Some of the group’s early meetings were tense. And members of the community team also had internal squabbles over the leadership of their group.

But they agreed to work on more than 100 action items, which included changes to police use-of-force policy, improvements in workforce diversity and cultural awareness training for officers to name a few.  

PCRC co-chair Mark Anderson said that at the time the agreement was terminated in 2008, more than 60 action items were completed. However, Anderson, who is the executive director of the Barbara Schneider Foundation, said they don’t know how many of those items are still in compliance after the PCRC disbanded.  

Anderson said that the day after George Floyd was killed, members of the Unity Community Team reached out to the Department of Justice and asked to restart the process. 

Anderson said the DOJ “responded favorably” to their request. So they reached out to police Chief Medaria Arradondo, who agreed to restart the process and update the original agreement. 

The participation of young people like LaZaya Smith and her task force will be critical to the agreement’s success this time around, said the Rev. Ian Bethel, one of the chairs of the PCRC.

“This agreement, when it is amended, can be generational,” he said. “So that we don’t have to keep coming back to the table over and over again.”  

Bethel said the youth group has as much authority in the negotiations as members of the community team.

Smith said her peers want to see changes to how officers interact with community members. And she got involved with the task force because she wanted to represent their views. 

“Most of my generation, they do have concerns and they want to say something, but they’re very shy,” she said. “And then they wonder if anyone will listen to them. So I wanted to be that person who will speak out for them.”

For the last six months, the youth task force has been holding online forums every Saturday. The meetings are open to anyone under the age of 30.

“Most people that we have spoken to and sat down with are for reform,” said co-chair Nicholas Martens, 26, adding that many of those young people live in neighborhoods that have seen spikes in certain violent crimes. “We do believe there should be reform and we do believe that we need police officers in our neighborhood.”

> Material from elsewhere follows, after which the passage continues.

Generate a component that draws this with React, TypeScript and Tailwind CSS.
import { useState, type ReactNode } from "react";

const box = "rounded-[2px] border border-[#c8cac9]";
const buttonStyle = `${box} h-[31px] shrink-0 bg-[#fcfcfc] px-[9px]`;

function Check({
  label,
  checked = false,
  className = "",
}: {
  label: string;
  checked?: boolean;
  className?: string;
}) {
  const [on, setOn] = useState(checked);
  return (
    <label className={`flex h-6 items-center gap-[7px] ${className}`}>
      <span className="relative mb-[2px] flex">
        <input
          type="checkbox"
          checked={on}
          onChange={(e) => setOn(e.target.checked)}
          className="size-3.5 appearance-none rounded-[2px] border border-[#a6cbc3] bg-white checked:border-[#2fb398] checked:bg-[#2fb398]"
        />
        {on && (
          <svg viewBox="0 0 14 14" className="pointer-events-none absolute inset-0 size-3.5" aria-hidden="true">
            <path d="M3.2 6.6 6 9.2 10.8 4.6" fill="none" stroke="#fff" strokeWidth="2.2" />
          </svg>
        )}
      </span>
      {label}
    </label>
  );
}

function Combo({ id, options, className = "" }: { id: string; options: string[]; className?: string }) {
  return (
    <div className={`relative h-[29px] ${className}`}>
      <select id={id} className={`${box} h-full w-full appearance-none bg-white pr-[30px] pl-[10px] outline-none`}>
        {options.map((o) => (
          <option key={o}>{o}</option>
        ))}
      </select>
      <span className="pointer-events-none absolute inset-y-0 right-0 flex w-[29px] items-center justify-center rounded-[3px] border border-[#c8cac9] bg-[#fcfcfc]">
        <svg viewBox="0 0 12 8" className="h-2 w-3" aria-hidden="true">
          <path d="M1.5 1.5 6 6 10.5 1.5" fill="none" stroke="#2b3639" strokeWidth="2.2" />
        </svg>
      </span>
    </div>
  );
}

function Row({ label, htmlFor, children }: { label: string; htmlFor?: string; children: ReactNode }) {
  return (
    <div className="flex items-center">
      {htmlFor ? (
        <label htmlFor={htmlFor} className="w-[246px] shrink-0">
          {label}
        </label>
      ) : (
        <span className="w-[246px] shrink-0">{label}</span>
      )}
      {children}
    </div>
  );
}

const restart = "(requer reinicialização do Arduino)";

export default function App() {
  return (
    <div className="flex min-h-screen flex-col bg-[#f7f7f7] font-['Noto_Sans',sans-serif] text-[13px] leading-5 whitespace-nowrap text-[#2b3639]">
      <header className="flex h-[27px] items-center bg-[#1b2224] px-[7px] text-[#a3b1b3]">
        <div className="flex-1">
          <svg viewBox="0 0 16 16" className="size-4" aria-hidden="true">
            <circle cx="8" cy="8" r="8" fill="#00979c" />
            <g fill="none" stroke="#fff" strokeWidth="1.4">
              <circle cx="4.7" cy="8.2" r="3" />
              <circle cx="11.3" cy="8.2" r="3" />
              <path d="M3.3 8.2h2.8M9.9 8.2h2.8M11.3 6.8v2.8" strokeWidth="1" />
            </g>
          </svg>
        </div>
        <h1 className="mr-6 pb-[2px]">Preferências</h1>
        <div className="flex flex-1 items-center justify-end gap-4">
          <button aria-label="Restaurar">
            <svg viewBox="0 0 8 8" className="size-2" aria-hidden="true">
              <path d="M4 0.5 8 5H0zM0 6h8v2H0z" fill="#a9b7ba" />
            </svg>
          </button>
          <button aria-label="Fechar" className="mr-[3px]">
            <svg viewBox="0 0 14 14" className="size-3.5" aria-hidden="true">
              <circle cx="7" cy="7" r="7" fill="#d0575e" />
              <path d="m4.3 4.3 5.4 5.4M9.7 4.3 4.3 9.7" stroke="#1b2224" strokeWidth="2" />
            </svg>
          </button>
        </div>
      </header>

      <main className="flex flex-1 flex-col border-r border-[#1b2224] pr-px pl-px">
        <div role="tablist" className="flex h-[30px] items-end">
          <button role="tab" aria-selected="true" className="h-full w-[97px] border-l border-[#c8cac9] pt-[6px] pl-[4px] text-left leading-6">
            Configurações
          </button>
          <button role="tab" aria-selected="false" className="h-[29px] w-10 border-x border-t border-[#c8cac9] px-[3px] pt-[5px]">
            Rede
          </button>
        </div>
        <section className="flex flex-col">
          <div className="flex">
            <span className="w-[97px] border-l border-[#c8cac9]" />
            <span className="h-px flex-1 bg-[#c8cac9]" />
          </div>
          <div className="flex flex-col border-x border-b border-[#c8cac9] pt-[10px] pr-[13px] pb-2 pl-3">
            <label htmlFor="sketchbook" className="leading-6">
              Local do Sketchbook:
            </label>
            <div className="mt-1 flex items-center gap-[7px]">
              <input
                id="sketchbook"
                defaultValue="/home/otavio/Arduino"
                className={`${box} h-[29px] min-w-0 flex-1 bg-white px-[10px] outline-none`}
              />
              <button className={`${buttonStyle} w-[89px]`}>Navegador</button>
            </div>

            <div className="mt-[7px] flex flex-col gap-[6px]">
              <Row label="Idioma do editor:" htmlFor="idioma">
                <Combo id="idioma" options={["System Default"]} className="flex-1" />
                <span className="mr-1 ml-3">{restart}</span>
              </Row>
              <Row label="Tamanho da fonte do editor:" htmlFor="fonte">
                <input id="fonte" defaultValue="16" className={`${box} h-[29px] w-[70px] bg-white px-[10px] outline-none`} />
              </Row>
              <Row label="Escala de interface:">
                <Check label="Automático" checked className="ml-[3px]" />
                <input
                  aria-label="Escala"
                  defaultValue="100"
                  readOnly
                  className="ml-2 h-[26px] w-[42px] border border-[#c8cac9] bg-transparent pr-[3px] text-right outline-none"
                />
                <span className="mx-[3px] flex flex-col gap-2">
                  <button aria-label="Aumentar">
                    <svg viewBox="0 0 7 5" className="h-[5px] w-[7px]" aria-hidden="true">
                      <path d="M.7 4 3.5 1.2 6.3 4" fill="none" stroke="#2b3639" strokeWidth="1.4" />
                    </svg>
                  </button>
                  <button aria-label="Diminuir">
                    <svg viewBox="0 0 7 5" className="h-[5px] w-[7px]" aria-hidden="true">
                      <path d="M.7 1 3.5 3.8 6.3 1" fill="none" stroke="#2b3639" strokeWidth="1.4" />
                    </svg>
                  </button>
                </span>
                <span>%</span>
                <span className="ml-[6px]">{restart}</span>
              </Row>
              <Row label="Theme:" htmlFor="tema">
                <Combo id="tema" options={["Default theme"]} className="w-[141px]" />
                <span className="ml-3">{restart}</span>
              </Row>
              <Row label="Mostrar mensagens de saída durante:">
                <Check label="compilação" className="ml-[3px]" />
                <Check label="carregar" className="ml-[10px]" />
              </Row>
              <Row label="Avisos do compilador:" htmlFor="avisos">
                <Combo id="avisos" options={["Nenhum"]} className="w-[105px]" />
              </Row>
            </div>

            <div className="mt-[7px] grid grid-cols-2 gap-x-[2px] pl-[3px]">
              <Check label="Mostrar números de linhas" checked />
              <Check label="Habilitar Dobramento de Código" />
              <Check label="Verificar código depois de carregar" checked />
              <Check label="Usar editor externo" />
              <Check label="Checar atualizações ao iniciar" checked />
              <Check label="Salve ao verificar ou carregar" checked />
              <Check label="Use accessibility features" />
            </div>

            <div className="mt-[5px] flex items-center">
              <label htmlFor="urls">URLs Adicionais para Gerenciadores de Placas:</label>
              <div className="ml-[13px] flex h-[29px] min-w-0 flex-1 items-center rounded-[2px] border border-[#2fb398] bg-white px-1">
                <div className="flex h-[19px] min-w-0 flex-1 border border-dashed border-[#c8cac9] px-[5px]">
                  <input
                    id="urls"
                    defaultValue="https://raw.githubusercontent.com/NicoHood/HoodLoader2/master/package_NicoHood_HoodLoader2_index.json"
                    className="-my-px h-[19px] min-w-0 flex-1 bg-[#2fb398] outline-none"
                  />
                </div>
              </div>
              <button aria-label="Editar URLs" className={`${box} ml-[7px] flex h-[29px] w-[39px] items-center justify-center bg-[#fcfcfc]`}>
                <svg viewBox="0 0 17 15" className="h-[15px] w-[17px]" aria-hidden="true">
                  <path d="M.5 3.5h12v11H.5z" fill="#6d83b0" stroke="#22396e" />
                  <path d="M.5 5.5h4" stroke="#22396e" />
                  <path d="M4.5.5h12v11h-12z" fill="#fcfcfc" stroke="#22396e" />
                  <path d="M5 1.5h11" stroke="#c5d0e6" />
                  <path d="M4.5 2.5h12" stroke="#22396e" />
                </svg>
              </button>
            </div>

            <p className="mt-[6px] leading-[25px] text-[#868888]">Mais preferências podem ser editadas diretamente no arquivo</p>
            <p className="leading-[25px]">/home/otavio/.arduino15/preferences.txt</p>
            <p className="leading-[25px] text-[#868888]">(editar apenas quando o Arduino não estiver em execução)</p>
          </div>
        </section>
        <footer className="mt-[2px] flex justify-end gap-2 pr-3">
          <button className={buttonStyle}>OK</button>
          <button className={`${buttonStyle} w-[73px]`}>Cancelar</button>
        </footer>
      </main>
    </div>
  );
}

The changes they’d like to see include training to help officers avoid using lethal force, mental health counseling for officers to help them handle the trauma they are exposed to and other training. 

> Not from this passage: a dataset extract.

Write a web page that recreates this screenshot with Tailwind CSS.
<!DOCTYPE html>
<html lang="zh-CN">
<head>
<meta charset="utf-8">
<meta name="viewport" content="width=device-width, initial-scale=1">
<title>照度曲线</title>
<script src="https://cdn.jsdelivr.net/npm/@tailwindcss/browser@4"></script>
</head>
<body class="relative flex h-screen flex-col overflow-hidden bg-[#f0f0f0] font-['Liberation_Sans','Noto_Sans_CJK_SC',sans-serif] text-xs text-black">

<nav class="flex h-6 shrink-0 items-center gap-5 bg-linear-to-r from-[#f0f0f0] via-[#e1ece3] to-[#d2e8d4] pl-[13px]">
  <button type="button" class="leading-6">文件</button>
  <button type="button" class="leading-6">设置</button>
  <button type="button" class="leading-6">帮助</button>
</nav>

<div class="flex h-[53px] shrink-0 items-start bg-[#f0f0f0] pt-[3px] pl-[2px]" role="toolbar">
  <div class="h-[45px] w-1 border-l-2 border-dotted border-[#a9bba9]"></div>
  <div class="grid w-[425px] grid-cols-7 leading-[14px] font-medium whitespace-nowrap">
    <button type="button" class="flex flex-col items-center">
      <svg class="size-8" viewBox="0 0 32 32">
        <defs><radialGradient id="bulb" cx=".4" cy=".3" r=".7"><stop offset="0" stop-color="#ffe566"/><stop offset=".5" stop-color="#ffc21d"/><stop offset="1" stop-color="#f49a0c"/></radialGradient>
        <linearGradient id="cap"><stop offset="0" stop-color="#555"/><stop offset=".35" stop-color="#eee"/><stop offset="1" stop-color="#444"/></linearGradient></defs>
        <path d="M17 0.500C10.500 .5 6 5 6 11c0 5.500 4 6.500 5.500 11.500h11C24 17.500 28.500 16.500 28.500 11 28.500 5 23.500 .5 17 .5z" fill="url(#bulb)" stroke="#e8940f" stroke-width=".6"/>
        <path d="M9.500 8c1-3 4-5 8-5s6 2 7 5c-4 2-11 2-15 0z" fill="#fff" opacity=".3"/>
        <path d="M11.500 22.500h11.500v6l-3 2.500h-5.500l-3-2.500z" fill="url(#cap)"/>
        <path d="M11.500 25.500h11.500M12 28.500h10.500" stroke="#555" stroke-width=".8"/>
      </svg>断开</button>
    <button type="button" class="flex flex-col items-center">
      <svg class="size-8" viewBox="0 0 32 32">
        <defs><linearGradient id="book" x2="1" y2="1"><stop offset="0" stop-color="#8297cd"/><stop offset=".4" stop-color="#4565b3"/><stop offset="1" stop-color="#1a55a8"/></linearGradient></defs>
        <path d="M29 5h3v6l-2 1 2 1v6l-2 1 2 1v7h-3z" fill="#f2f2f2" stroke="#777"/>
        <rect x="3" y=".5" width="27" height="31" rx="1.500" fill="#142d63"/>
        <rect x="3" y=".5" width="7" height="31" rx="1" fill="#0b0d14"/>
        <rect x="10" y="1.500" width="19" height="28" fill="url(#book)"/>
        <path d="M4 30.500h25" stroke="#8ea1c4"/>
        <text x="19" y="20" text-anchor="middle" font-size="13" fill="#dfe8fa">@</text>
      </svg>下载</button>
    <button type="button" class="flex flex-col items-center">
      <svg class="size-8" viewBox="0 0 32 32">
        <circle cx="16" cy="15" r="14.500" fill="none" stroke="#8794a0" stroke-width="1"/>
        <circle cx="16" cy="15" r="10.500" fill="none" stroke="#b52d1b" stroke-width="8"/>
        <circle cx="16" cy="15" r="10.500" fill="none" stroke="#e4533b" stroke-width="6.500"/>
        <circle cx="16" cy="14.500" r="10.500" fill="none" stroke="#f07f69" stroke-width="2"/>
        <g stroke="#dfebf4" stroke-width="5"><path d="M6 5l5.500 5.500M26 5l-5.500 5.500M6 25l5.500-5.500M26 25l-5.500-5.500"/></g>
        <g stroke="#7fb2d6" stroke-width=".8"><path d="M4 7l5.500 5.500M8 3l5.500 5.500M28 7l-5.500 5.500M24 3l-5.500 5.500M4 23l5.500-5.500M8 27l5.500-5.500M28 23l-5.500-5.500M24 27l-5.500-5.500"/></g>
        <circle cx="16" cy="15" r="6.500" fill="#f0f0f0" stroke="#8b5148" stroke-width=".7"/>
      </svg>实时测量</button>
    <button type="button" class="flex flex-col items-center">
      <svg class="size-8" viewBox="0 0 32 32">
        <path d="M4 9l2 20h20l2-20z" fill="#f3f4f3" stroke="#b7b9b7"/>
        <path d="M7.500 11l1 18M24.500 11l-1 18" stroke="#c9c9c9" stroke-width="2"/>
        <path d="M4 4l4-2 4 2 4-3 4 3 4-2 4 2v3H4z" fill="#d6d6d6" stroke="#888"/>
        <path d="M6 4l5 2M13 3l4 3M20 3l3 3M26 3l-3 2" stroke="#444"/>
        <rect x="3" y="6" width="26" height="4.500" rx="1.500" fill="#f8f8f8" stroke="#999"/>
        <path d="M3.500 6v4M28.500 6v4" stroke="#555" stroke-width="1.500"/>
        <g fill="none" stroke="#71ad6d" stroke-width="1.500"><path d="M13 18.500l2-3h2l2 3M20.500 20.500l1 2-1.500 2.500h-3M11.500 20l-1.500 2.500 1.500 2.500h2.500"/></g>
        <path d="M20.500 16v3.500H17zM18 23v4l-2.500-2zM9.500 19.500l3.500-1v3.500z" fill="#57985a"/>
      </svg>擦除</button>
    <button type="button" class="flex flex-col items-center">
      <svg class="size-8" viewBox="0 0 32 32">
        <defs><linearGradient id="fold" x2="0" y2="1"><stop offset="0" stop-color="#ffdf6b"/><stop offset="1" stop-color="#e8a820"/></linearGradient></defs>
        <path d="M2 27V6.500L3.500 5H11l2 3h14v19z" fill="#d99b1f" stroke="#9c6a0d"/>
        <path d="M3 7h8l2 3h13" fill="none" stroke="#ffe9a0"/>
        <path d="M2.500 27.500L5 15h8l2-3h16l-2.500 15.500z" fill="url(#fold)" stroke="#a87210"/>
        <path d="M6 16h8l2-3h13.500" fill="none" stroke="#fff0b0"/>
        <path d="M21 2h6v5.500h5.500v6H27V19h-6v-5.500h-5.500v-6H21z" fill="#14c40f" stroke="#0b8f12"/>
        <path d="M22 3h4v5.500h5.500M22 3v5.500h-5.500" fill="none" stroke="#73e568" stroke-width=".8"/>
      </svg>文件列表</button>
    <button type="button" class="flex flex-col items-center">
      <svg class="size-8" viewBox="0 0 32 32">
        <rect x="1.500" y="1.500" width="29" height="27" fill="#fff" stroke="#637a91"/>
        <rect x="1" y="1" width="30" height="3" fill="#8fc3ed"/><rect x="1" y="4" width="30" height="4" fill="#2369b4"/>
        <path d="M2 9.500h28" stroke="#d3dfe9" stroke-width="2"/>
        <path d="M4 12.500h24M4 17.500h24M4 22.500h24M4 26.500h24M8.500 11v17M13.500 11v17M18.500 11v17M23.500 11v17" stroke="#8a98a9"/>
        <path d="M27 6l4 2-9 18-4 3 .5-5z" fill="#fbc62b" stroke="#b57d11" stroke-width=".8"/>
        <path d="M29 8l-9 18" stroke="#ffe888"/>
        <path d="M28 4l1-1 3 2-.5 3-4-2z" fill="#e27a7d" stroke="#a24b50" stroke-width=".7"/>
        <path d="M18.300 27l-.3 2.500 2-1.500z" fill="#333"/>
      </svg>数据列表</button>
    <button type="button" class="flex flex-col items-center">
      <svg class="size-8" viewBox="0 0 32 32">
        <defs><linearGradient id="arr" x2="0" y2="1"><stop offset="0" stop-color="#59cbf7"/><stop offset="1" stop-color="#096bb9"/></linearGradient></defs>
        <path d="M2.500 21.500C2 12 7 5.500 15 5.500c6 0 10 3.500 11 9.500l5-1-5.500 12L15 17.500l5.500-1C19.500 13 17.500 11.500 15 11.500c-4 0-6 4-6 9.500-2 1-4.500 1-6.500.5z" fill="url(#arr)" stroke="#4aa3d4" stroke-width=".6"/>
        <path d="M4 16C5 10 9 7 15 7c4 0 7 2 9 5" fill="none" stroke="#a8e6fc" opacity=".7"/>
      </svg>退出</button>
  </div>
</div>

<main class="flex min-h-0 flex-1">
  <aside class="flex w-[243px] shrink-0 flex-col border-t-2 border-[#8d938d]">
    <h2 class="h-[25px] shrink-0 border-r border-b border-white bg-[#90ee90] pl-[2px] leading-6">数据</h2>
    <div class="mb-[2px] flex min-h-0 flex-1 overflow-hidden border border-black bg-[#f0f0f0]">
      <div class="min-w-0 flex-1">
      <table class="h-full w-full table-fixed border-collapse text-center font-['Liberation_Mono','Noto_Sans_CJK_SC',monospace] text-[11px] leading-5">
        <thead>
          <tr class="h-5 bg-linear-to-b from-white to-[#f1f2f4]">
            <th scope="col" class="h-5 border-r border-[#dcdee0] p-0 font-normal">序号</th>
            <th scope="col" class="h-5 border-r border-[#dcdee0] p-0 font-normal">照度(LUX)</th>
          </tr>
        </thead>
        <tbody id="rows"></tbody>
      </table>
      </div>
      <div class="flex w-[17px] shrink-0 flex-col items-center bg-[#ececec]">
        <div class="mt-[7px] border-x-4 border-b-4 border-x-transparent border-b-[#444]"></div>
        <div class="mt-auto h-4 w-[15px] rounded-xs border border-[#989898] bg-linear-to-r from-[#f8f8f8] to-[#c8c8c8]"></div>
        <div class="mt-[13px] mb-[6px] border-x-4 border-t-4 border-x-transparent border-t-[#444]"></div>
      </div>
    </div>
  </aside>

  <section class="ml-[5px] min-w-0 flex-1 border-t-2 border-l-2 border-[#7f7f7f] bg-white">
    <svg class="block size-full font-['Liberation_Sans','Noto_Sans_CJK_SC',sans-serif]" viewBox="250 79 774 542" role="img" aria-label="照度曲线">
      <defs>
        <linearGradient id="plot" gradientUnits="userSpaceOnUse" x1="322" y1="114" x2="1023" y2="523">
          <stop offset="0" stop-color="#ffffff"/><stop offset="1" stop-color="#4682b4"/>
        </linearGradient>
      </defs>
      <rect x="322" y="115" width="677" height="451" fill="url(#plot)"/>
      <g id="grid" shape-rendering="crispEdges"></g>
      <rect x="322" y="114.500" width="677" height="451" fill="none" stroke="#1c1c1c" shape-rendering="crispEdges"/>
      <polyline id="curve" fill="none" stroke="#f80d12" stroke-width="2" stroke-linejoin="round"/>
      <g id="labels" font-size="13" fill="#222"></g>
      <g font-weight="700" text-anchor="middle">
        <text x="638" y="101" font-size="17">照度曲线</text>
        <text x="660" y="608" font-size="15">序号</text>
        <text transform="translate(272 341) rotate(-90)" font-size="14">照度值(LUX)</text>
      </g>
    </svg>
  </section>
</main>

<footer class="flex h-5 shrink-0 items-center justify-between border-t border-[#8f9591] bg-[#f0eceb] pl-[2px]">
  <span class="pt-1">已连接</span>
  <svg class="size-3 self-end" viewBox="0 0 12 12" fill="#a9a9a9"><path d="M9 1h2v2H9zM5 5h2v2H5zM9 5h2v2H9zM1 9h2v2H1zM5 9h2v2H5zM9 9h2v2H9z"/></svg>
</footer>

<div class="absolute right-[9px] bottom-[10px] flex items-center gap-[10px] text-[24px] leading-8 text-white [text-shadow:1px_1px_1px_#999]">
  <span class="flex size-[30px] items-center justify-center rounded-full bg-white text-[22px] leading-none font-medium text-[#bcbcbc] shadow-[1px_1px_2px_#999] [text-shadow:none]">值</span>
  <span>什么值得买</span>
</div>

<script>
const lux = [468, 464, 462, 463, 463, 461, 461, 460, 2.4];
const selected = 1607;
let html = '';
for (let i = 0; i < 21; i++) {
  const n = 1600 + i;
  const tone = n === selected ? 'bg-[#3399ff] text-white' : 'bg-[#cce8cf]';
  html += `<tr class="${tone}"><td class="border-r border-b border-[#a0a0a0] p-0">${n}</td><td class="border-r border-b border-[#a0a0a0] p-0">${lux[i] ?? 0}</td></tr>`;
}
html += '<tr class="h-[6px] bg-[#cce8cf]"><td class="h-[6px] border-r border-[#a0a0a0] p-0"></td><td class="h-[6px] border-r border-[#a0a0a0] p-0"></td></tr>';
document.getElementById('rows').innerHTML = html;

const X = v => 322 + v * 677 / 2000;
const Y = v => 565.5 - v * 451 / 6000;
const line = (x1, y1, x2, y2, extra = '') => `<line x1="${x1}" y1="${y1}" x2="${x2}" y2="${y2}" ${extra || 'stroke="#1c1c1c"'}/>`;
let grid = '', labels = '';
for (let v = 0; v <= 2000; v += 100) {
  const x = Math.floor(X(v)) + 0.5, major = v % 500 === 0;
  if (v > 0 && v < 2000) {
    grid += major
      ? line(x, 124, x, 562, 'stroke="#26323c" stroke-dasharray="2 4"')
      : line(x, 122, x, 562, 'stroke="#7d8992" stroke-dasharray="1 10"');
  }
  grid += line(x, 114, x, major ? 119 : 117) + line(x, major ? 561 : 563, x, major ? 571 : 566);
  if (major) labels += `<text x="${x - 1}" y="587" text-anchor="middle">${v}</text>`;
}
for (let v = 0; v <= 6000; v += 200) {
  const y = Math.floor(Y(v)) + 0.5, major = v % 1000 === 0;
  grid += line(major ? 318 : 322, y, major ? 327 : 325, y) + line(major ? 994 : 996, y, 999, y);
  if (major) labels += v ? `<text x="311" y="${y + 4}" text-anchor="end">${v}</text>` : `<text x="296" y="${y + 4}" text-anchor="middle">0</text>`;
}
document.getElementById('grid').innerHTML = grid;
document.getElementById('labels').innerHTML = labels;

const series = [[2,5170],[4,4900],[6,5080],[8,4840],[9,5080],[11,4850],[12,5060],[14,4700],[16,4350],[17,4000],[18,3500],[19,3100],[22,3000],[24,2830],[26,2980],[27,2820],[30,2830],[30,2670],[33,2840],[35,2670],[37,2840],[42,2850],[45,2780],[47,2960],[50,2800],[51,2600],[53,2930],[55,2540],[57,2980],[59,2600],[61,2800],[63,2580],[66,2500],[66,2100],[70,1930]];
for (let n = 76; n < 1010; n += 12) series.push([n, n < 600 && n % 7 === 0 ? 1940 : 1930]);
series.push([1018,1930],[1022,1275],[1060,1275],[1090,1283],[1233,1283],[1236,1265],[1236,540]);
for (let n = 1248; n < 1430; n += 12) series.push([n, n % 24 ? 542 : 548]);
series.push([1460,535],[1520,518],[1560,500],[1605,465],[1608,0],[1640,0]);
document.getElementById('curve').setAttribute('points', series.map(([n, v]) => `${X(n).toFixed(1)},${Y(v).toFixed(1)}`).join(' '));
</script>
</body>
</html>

“I would say first and foremost, the main thing that we’ve got to have when we talk about reform, is consequences for officers and accountability,” said co-chair AJ Flowers, 28. 

The task force also proposed changing the name from the Minneapolis Police Department to the Minneapolis Peace Department.

“We don’t believe that we need to be policed,” said Flowers. “We need to bring peace to our communities at this point in time. We’ve been through so much trauma.”

The Minneapolis Police Federation has pushed back against the name change, said co-chair Miles Wilson, 26. And he said the union isn’t offering any alternative proposals.

“When you say no, just because we haven’t done it in the past, tells me that they’re not that open to change,” said Wilson. 

Members of the Federation were not made available to comment. 

The PCRC is not formally involved in the recently announced federal “patterns or practices” investigation of the Police Department, but Bethel said the council welcomes the probe and will cooperate with the DOJ if asked.